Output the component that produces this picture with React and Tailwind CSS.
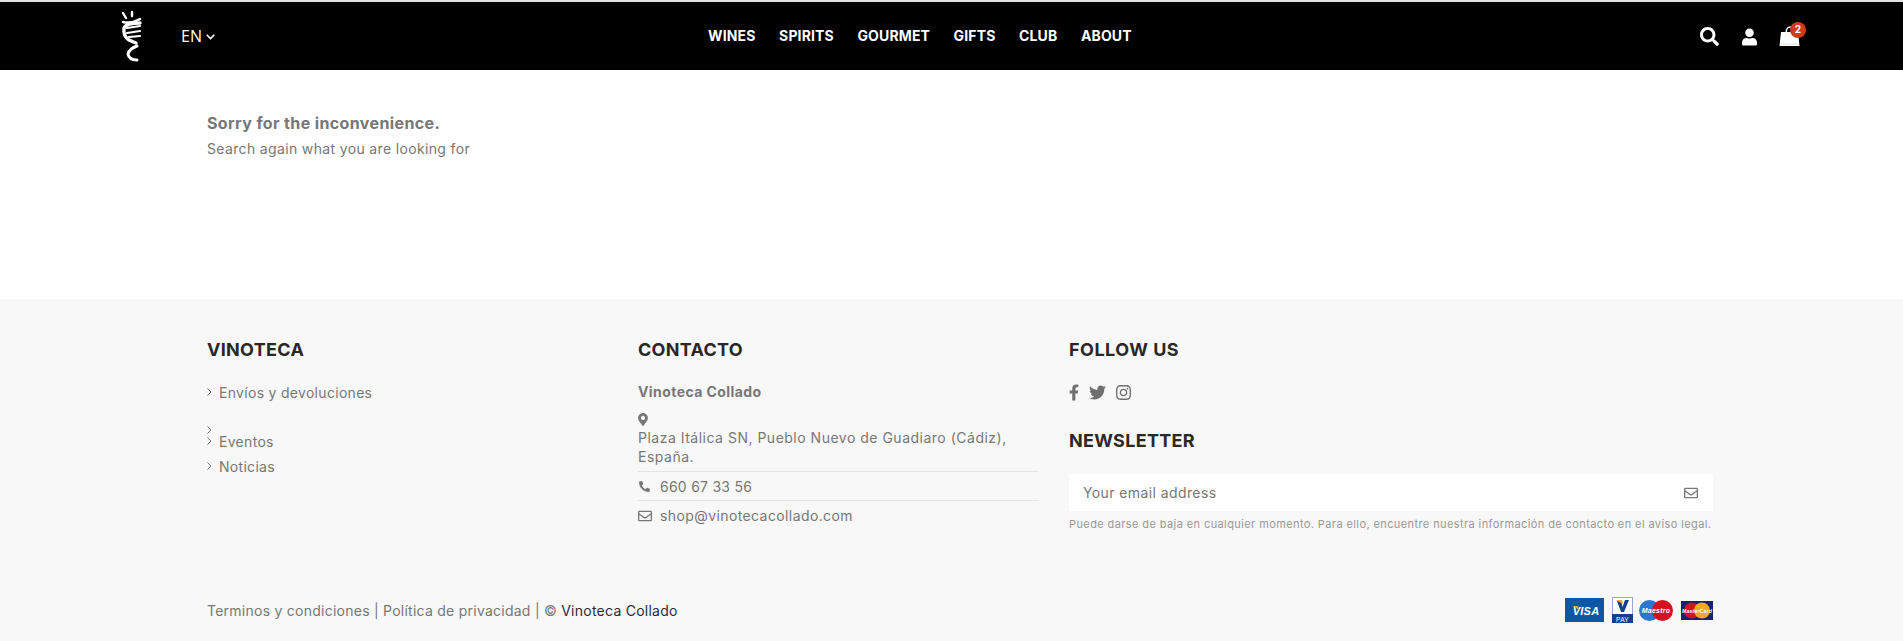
import React from 'react';
import { FaSearch, FaUser, FaFacebookF, FaTwitter, FaInstagram, FaMapMarkerAlt, FaPhoneAlt, FaRegEnvelope } from 'react-icons/fa';

const navItems = ['WINES', 'SPIRITS', 'GOURMET', 'GIFTS', 'CLUB', 'ABOUT'];

function Logo() {
  return (
    <svg width="22" height="54" viewBox="0 0 22 54" fill="none" stroke="white" strokeLinecap="round">
      <path d="M3 4 L6 9 M12 3 L12 7" strokeWidth="2.4" />
      <path d="M3 13 Q11 15 20 10" strokeWidth="2.5" />
      <path d="M20 14 Q6 14 4 19 Q3 27 9 31 L16 34" strokeWidth="3.4" />
      <path d="M7 19 L20 17 M7 24 L20 22 M9 28 L20 27" strokeWidth="2.2" />
      <path d="M17 37 Q9 40 8 45 Q9 51 17 51" strokeWidth="3" />
    </svg>
  );
}

function BagIcon() {
  return (
    <svg width="21" height="21" viewBox="0 0 21 21" fill="none">
      <path d="M7 7 Q7.5 1 11 1 Q14.5 1 15 7" stroke="white" strokeWidth="1.4" />
      <path d="M2 6 L19 6 L20.5 20 L0.5 20 Z" fill="white" />
      <path d="M1 18.2 L20 18.2" stroke="#bbb" strokeWidth="0.5" />
    </svg>
  );
}

function Chevron() {
  return (
    <svg className="shrink-0" width="5" height="8" viewBox="0 0 5 8" fill="none" stroke="#777" strokeWidth="1">
      <path d="M0.5 0.5 L4 4 L0.5 7.5" />
    </svg>
  );
}

function PaymentCards() {
  return (
    <div className="flex items-center">
      <svg width="39" height="24" viewBox="0 0 39 24">
        <rect width="39" height="24" fill="#0a57a5" />
        <text x="21" y="17" textAnchor="middle" fontSize="11" fontWeight="700" fontStyle="italic" fill="white" fontFamily="Liberation Sans">VISA</text>
        <path d="M8 8 L13 8 L14 12 Z" fill="#f5a623" />
      </svg>
      <svg className="ml-[8px]" width="21" height="26" viewBox="0 0 21 26">
        <rect width="21" height="26" fill="#fff" />
        <rect x="0.5" y="0.5" width="20" height="25" fill="none" stroke="#9aa5d0" />
        <rect y="17" width="21" height="9" fill="#12408c" />
        <path d="M5 4 L9 15 L12 15 L17 3 L13 3 L10.5 10 L9 4 Z" fill="#12408c" />
        <path d="M4 3 L10 3 L11 7 Z" fill="#f5a623" />
        <text x="10.5" y="24.5" textAnchor="middle" fontSize="6.5" fill="white" fontFamily="Liberation Sans">PAY</text>
      </svg>
      <svg className="ml-[6px]" width="34" height="21" viewBox="0 0 34 21">
        <circle cx="10.5" cy="10.5" r="10.5" fill="#2a77d0" />
        <circle cx="23.5" cy="10.5" r="10.5" fill="#d5121f" />
        <text x="17" y="13" textAnchor="middle" fontSize="7" fontWeight="700" fontStyle="italic" fill="white" fontFamily="Liberation Sans">Maestro</text>
      </svg>
      <svg className="ml-[8px]" width="32" height="19" viewBox="0 0 32 19">
        <rect width="32" height="19" fill="#17226b" />
        <circle cx="11" cy="9.5" r="8" fill="#d5121f" />
        <circle cx="21" cy="9.5" r="8" fill="#f7a823" />
        <text x="16" y="11.5" textAnchor="middle" fontSize="5" fontWeight="700" fontStyle="italic" fill="white" fontFamily="Liberation Sans">MasterCard</text>
      </svg>
    </div>
  );
}

function FooterLink({ label, className }) {
  return (
    <div className={`flex items-center h-[12px] text-[14px] tracking-[0.3px] text-[#777] ${className || ''}`}>
      <Chevron />
      {label && <span className="ml-[7px]">{label}</span>}
    </div>
  );
}

function Heading({ children, className }) {
  return <h3 className={`text-[18px] leading-[24px] font-bold tracking-[0.3px] text-[#2b2727] ${className || ''}`}>{children}</h3>;
}

export default function App() {
  return (
    <div className="min-h-[641px] bg-white font-['Inter','Liberation_Sans',sans-serif] text-[#777]">
      <div className="h-[2px] bg-[#e4e4e4]" />
      <header className="h-[68px] bg-black flex items-center text-white">
        <div className="flex items-center pl-[120px] w-[700px] shrink-0">
          <Logo />
          <div className="ml-[39px] flex items-center text-[16px] font-['Open_Sans',sans-serif]">
            EN
            <svg className="ml-[4px] mt-[2px]" width="9" height="6" viewBox="0 0 9 6" fill="none" stroke="white" strokeWidth="1.5">
              <path d="M0.7 0.8 L4.5 4.6 L8.3 0.8" />
            </svg>
          </div>
        </div>
        <nav className="flex gap-[23.5px] text-[14px] font-bold tracking-[0.15px] ml-[8px] mb-[1px]">
          {navItems.map((item) => (
            <span key={item}>{item}</span>
          ))}
        </nav>
        <div className="ml-auto mr-[103px] flex items-center mt-[1px]">
          <FaSearch className="w-[19px] h-[19px]" />
          <FaUser className="ml-[23px] w-[15px] h-[18px]" />
          <div className="relative ml-[22px] -mt-[1px]">
            <BagIcon />
            <span className="absolute -top-[4px] -right-[6px] w-[16px] h-[16px] rounded-full bg-[#d4391b] text-[10px] font-bold flex items-center justify-center">2</span>
          </div>
        </div>
      </header>

      <main className="h-[229px] pl-[207px] pt-[43px]">
        <p className="text-[16px] font-bold leading-[20px] tracking-[0.38px]">Sorry for the inconvenience.</p>
        <p className="text-[14px] mt-[6px] leading-[20px] tracking-[0.35px]">Search again what you are looking for</p>
      </main>

      <footer className="h-[342px] bg-[#f8f8f8] pl-[207px] pr-[190px] pt-[39px]">
        <div className="flex h-[257px]">
          <div className="w-[431px] shrink-0">
            <Heading>VINOTECA</Heading>
            <FooterLink label="Envíos y devoluciones" className="mt-[24px]" />
            <FooterLink className="mt-[26px]" />
            <FooterLink label="Eventos" className="-mt-[1px]" />
            <FooterLink label="Noticias" className="mt-[13px]" />
          </div>

          <div className="w-[431px] shrink-0 pr-[30px]">
            <Heading>CONTACTO</Heading>
            <p className="mt-[21px] text-[14px] leading-[18px] font-bold tracking-[0.42px]">Vinoteca Collado</p>
            <FaMapMarkerAlt className="mt-[12px] w-[10px] h-[13px]" />
            <p className="mt-[2px] text-[14px] leading-[19px] tracking-[0.5px] pb-[5px] border-b border-[#e4e4e4]">Plaza Itálica SN, Pueblo Nuevo de Guadiaro (Cádiz), España.</p>
            <div className="flex items-center h-[29px] border-b border-[#e4e4e4] text-[14px] tracking-[0.25px]">
              <FaPhoneAlt className="w-[11px] h-[11px] ml-[1px] mr-[10px]" />
              <span>660 67 33 56</span>
            </div>
            <div className="flex items-center h-[29px] text-[14px] tracking-[0.4px]">
              <FaRegEnvelope className="w-[14px] h-[14px] mr-[8px]" />
              <span>shop@vinotecacollado.com</span>
            </div>
          </div>

          <div className="w-[644px] shrink-0">
            <Heading className="tracking-[0.5px]">FOLLOW US</Heading>
            <div className="mt-[20px] flex items-center h-[20px] text-[#6f6f6f]">
              <FaFacebookF className="w-[10px] h-[17px]" />
              <FaTwitter className="ml-[10px] w-[17px] h-[17px]" />
              <FaInstagram className="ml-[9px] w-[17px] h-[17px]" />
            </div>
            <Heading className="mt-[27px]">NEWSLETTER</Heading>
            <div className="mt-[21px] h-[37px] bg-white flex items-center justify-between pl-[14px] pr-[15px] text-[14px] tracking-[0.4px]">
              <span>Your email address</span>
              <FaRegEnvelope className="w-[14px] h-[14px]" />
            </div>
            <p className="mt-[6px] text-[11px] leading-[14px] tracking-[0.4px] text-[#999]">Puede darse de baja en cualquier momento. Para ello, encuentre nuestra información de contacto en el aviso legal.</p>
          </div>
        </div>

        <div className="flex items-center justify-between h-[30px] text-[14px] tracking-[0.25px]">
          <p>Terminos y condiciones | Política de privacidad | © <span className="text-[#2b2b3a]">Vinoteca Collado</span></p>
          <PaymentCards />
        </div>
      </footer>
    </div>
  );
}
== == ==
WHAT IS ASKED
Emit the lines of the material exactly, from its first line to the line containing "['WINES', 'SPIRITS', 'GOURMET', 'GIFTS', 'CLUB', 'ABOUT'];", inclusive; leave every picture out.

OUTPUT OF THE TASK
Output the component that produces this picture with React and Tailwind CSS.
import React from 'react';
import { FaSearch, FaUser, FaFacebookF, FaTwitter, FaInstagram, FaMapMarkerAlt, FaPhoneAlt, FaRegEnvelope } from 'react-icons/fa';

const navItems = ['WINES', 'SPIRITS', 'GOURMET', 'GIFTS', 'CLUB', 'ABOUT'];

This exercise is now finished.